Bild: Damit's unterm Zuckerhut schön ruhig bleibt: In Rio übt die Militärpol…
RIO DE JANEIRO taz | Erst kommt die Militärpolizei, dann soll das
Fußballfieber steigen: Rund 30.000 brasilianische Soldaten sind nach
Angaben des Verteidigungsministeriums seit dem Wochenende im Einsatz, um
entlang der gesamten Landesgrenze Brasiliens eine gigantische Militäraktion
abzuhalten – ein Mammutunterfangen. Brasiliens Landesgrenze ist knapp
17.000 Kilometer lang, das Flächenland ist größer als sämtliche Länder der
Europäischen Union zusammen.
Bei der Operation „Ágata 8“ sollen Waffengattungen aller Art zum Einsatz
kommen, unter anderem Helikopter und Militärschiffe. Außerdem sollen
Polizeieinheiten Unterstützung leisten. Zwar findet eine derartige Aktion
dreimal im Jahr statt, doch kurz vor dem Beginn der
Fußballweltmeisterschaft will Brasiliens Regierung mit ihr vor allem ein
internationales Zeichen der Stärke aussenden. Angeblich gilt die Operation
der Bekämpfung von Waffen- und Drogenschmuggel sowie der illegale
Einwanderung.
Am 12. Juni wird in der Wirtschaftsmetropole São Paulo die
Fußballweltmeisterschaft der Herren angepfiffen – doch das Land hat mit
zahlreichen politischen und sozialen Großbaustellen zu kämpfen. Immer
wieder ließen auch Fußballfunktionäre in den letzten Wochen durchblicken,
dass sie mit gemischten Gefühlen und Skepsis nach Brasilien reisen. Drei
der WM-Stadien befinden sich noch im Bau, zahlreiche Flughäfen sind noch
nicht wie geplant fertiggestellt, mindestens acht Menschen sind bereits bei
den Bauarbeiten für die WM ums Leben gekommen. Erst am Wochenende wurden
die Arbeiten an einem Airport in São Paulo ausgesetzt – aus
Sicherheitsgründen.
In dem Land, in dem Anfang Oktober Präsidentschaftswahlen und damit eine
Entscheidung über die Zukunft der an Zustimmung verlierenden Präsidentin
Dilma Rousseff anstehen, wird die Weltmeisterschaft mit sehr gemischten
Gefühlen gesehen. Viele BrasilianerInnen glauben, von der Regierung und dem
Weltfußballverband Fifa beraubt zu werden: Während das Land die Kosten für
die gigantischen Bauvorhaben – unter ihnen vier Stadien in Städten ohne
Erstligamannschaften - aus Steuereinnahmen trägt, darf der
Weltfußballverband seine erwarteten Milliardengewinne steuerfrei aus dem
Land tragen.
## Strafen für „Verbreitung von Panik“
Unterdessen liegen weite Teile des Gesundheits- und Schulsystems brach. In
der Folge kommt es seit langem landesweit immer wieder zu Protesten. Am
Wochenende und in der letzten Woche traten unter anderem Bankmitarbeiter in
den Ausstand, Busfahrer legten die Arbeit nieder und Polizeigewerkschafter
drohten damit, während der WM die Arbeit einzustellen.

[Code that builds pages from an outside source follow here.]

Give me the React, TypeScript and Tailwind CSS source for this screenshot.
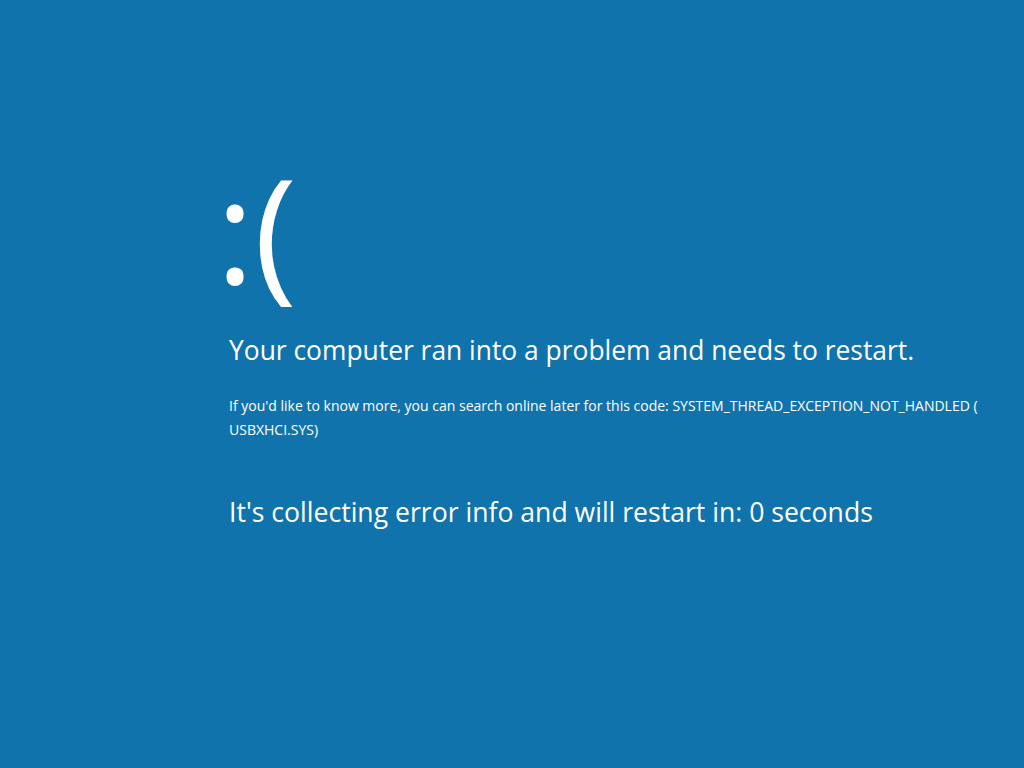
export default function App() {
  return (
    <div className="w-[1024px] h-[768px] bg-[#1173ab] text-white font-['Segoe_UI','Open_Sans',sans-serif] overflow-hidden">
      <div className="pl-[216px] pr-[30px] pt-[138px] flex flex-col">
        <div className="text-[145px] leading-[180px] h-[180px]">:(</div>
        <div className="mt-[14px] pl-[13px] text-[26.4px] leading-[36px]">Your computer ran into a problem and needs to restart.</div>
        <div className="mt-[26px] pl-[13px] text-[14px] leading-[24px]">
          If you'd like to know more, you can search online later for this code: SYSTEM_THREAD_EXCEPTION_NOT_HANDLED ( USBXHCI.SYS)
        </div>
        <div className="mt-[52px] pl-[13px] text-[26.6px] leading-[36px]">It's collecting error info and will restart in: 0 seconds</div>
      </div>
    </div>
  );
}
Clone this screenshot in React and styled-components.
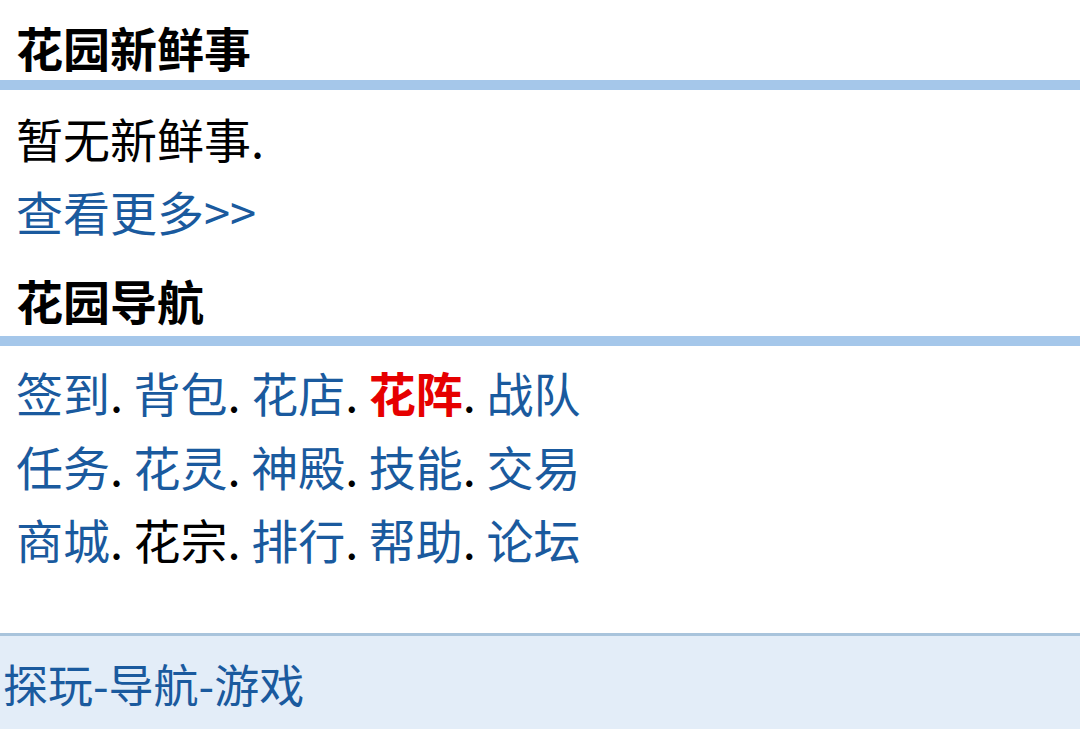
import React from "react";
import styled, { createGlobalStyle } from "styled-components";

const Global = createGlobalStyle`
  html, body { margin: 0; padding: 0; background: #fff; }
  body { font-family: "Noto Sans CJK SC", "Noto Sans", sans-serif; }
`;

const Page = styled.div`
  width: 1080px;
  height: 729px;
  display: flex;
  flex-direction: column;
  overflow: hidden;
`;

const Section = styled.section`
  display: flex;
  flex-direction: column;
`;

const Title = styled.h2`
  margin: 0;
  padding: ${p => p.$pad};
  font-size: 47px;
  font-weight: 700;
  line-height: 56px;
  color: #000;
  white-space: nowrap;
`;

const Bar = styled.div`
  height: 10px;
  background: #a5c7ea;
`;

const Body = styled.div`
  padding: ${p => p.$pad};
  display: flex;
  flex-direction: column;
`;

const Line = styled.div`
  font-size: 47px;
  line-height: ${p => p.$lh || "73px"};
  height: ${p => p.$lh || "73px"};
  color: #000;
  white-space: nowrap;
`;

const Link = styled.a`
  color: ${p => (p.$hot ? "#e60000" : p.$plain ? "#000" : "#1a5a9e")};
  font-weight: ${p => (p.$hot ? 700 : 400)};
  text-decoration: none;
`;

const Footer = styled.footer`
  margin-top: auto;
  height: 96px;
  box-sizing: border-box;
  border-top: 3px solid #a9c4dc;
  background: #e3edf8;
  display: flex;
  align-items: center;
  padding: 3px 3px 0;
`;

const FooterText = styled.span`
  font-size: 45px;
  line-height: 56px;
  color: #1a5a9e;
  white-space: nowrap;
`;

const navRows = [
  [["签到"], ["背包"], ["花店"], ["花阵", "hot"], ["战队"]],
  [["任务"], ["花灵"], ["神殿"], ["技能"], ["交易"]],
  [["商城"], ["花宗", "plain"], ["排行"], ["帮助"], ["论坛"]],
];

export default function App() {
  return (
    <Page>
      <Global />
      <Section>
        <Title $pad="19px 16px 5px">花园新鲜事</Title>
        <Bar />
        <Body $pad="11px 16px 0">
          <Line>暂无新鲜事.</Line>
          <Line><Link href="#">查看更多&gt;&gt;</Link></Line>
        </Body>
      </Section>
      <Section>
        <Title $pad="25px 16px 8px">花园导航</Title>
        <Bar />
        <Body $pad="9px 16px 0">
          {navRows.map((row, i) => (
            <Line key={i} $lh="73.5px">
              {row.map(([t, k], j) => (
                <React.Fragment key={t}>
                  <Link href="#" $hot={k === "hot"} $plain={k === "plain"}>{t}</Link>
                  {j < row.length - 1 ? ". " : ""}
                </React.Fragment>
              ))}
            </Line>
          ))}
        </Body>
      </Section>
      <Footer>
        <FooterText>探玩-导航-游戏</FooterText>
      </Footer>
    </Page>
  );
}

Doch weil die Zeit drängt, reagiert Brasiliens Präsidentin Rousseff vor
allem mit Sicherheitspolitik der robusten Art. Zwar machte sie nach den
Massenprotesten im letzten Jahr auch soziale Zugeständnisse und gab neues
Geld für Infrastrukturvorhaben aus – angesichts des nahenden
Großereignisses müssen es nun aber vor allem Militär und Polizei richten.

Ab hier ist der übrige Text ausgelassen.